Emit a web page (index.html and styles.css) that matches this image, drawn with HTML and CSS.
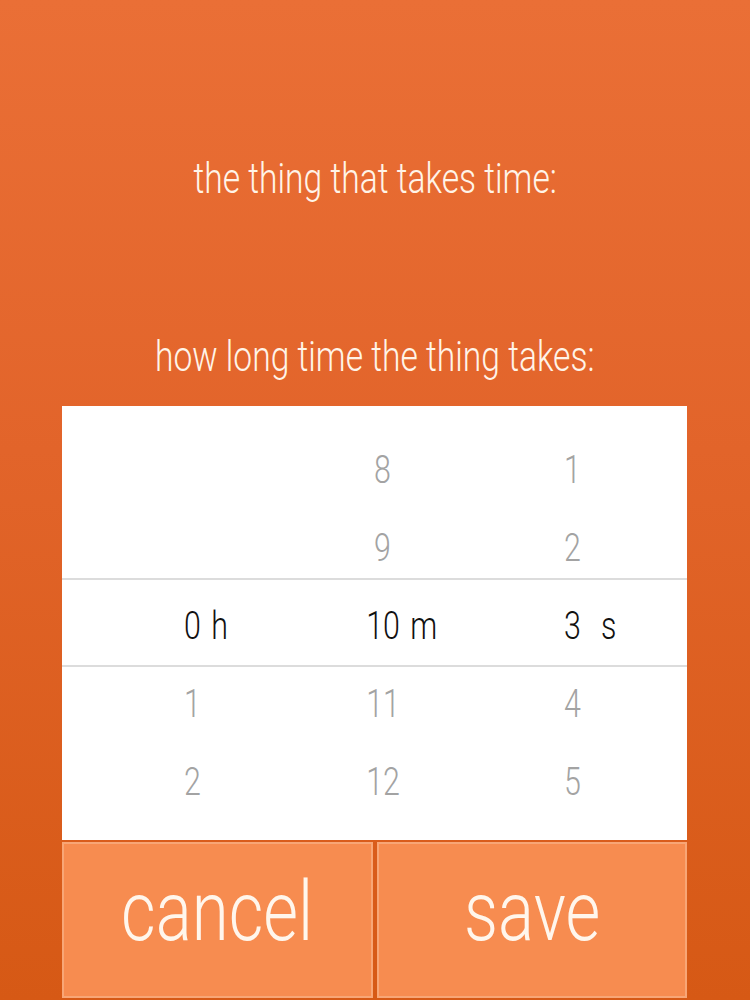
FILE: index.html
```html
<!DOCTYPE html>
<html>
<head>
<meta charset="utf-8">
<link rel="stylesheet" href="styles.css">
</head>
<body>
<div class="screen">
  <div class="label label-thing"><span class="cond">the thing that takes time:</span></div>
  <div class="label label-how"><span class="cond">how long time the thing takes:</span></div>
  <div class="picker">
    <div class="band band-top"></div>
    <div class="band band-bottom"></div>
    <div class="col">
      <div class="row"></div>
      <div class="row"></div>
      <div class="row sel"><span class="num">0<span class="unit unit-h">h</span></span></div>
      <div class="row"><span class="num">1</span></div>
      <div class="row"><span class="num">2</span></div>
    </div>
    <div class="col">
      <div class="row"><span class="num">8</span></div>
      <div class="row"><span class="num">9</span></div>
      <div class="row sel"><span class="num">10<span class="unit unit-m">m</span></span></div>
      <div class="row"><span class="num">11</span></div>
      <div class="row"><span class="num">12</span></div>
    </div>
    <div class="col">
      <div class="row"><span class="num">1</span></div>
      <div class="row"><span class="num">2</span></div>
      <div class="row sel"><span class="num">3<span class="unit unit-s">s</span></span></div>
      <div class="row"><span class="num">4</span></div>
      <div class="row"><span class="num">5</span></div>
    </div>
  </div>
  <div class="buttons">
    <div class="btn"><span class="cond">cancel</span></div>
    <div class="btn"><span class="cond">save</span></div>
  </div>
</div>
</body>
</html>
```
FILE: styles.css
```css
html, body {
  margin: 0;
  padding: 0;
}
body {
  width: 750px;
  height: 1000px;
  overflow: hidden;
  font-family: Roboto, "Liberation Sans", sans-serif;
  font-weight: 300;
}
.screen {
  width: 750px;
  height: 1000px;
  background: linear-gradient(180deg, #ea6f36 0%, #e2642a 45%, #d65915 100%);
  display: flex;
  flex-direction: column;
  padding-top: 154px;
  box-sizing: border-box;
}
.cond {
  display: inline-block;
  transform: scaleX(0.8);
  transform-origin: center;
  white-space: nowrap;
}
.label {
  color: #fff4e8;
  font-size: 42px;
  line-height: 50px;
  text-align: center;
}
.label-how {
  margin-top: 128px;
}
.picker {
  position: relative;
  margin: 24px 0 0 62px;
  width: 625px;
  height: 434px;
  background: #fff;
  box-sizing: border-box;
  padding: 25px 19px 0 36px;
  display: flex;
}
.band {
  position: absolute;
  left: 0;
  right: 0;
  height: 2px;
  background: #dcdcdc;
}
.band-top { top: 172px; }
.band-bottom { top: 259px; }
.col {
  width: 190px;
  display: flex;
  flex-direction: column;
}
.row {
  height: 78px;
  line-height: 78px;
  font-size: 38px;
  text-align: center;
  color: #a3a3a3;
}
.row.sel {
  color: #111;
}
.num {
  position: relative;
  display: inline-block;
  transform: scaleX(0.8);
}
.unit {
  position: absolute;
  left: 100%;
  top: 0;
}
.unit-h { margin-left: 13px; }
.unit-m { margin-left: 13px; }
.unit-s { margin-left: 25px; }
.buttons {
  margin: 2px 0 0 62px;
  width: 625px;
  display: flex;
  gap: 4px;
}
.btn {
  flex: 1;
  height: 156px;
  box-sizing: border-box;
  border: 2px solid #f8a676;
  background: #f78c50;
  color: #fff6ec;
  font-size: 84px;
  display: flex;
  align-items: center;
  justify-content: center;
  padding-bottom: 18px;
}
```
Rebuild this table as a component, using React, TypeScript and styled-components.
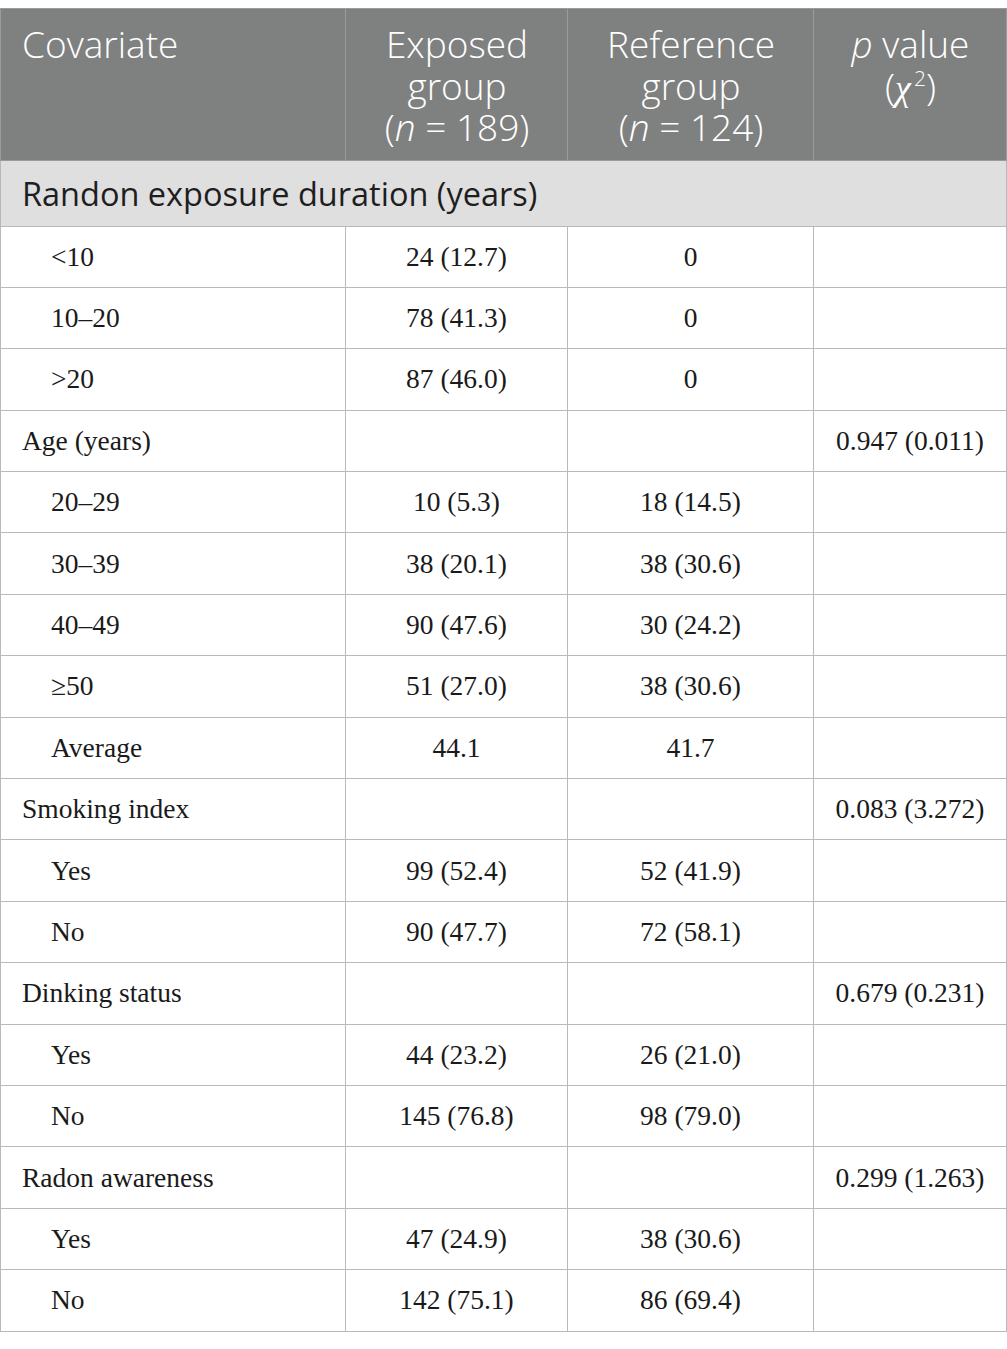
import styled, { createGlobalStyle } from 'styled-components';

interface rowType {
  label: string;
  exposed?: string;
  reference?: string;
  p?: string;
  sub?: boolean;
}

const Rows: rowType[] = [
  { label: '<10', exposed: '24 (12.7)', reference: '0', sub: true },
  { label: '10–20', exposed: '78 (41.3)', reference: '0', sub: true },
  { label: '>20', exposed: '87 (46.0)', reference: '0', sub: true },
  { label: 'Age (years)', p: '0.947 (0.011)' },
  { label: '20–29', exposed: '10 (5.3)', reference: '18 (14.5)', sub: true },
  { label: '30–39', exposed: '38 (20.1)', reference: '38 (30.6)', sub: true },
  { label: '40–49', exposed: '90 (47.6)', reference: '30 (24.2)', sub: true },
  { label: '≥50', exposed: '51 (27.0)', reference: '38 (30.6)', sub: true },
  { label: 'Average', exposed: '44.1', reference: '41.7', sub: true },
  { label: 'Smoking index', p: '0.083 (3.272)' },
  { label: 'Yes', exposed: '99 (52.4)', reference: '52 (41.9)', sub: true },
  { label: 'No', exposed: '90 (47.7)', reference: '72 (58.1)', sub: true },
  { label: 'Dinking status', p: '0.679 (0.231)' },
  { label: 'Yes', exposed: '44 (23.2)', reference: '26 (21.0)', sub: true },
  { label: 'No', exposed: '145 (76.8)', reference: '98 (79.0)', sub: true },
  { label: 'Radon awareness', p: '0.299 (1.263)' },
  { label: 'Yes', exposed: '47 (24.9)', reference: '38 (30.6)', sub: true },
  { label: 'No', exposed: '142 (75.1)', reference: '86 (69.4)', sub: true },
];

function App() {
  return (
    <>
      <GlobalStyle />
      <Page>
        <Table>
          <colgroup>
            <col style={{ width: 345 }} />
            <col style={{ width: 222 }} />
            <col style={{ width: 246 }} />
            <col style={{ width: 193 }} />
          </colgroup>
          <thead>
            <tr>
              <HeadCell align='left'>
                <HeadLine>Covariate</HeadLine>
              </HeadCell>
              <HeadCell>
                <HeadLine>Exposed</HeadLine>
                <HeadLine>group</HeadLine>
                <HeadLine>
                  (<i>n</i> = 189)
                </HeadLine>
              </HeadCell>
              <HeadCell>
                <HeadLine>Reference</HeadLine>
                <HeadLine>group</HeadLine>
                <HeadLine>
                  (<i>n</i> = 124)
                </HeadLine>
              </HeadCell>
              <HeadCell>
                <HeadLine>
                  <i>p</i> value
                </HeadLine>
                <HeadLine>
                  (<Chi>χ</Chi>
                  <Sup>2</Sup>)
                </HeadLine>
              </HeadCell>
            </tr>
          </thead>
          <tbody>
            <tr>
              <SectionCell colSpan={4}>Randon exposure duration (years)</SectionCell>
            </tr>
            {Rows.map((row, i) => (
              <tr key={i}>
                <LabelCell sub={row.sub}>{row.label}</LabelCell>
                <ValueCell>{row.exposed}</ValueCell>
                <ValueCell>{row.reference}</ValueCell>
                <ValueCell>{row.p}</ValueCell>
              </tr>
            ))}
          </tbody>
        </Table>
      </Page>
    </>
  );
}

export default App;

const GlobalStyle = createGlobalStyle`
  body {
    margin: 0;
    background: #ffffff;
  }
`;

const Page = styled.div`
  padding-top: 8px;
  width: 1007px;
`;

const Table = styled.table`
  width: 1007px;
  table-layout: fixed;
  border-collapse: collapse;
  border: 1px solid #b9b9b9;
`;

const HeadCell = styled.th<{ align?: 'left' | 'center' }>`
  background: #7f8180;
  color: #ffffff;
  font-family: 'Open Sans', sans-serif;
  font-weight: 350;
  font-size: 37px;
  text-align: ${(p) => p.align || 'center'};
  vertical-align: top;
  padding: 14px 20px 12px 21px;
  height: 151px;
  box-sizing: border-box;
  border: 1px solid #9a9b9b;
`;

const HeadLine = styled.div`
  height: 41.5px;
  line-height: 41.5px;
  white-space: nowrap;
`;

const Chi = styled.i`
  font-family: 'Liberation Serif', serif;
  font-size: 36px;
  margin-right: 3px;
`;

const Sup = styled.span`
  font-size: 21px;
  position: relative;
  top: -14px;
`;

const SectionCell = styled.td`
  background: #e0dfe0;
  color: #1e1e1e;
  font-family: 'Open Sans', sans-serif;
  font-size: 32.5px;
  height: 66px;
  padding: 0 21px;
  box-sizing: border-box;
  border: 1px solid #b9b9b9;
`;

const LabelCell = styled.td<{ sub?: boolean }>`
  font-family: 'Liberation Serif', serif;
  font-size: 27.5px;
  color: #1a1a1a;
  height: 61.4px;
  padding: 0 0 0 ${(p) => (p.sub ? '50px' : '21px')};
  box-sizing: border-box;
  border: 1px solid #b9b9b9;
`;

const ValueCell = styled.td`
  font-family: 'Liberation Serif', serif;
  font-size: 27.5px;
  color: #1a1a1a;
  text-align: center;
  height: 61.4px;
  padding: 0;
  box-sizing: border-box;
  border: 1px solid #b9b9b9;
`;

## Aim:
Show the lines that mention the word "styled".

## Solved exercise:
Rebuild this table as a component, using React, TypeScript and styled-components.
import styled, { createGlobalStyle } from 'styled-components';
const Page = styled.div`
const Table = styled.table`
const HeadCell = styled.th<{ align?: 'left' | 'center' }>`
const HeadLine = styled.div`
const Chi = styled.i`
const Sup = styled.span`
const SectionCell = styled.td`
const LabelCell = styled.td<{ sub?: boolean }>`
const ValueCell = styled.td`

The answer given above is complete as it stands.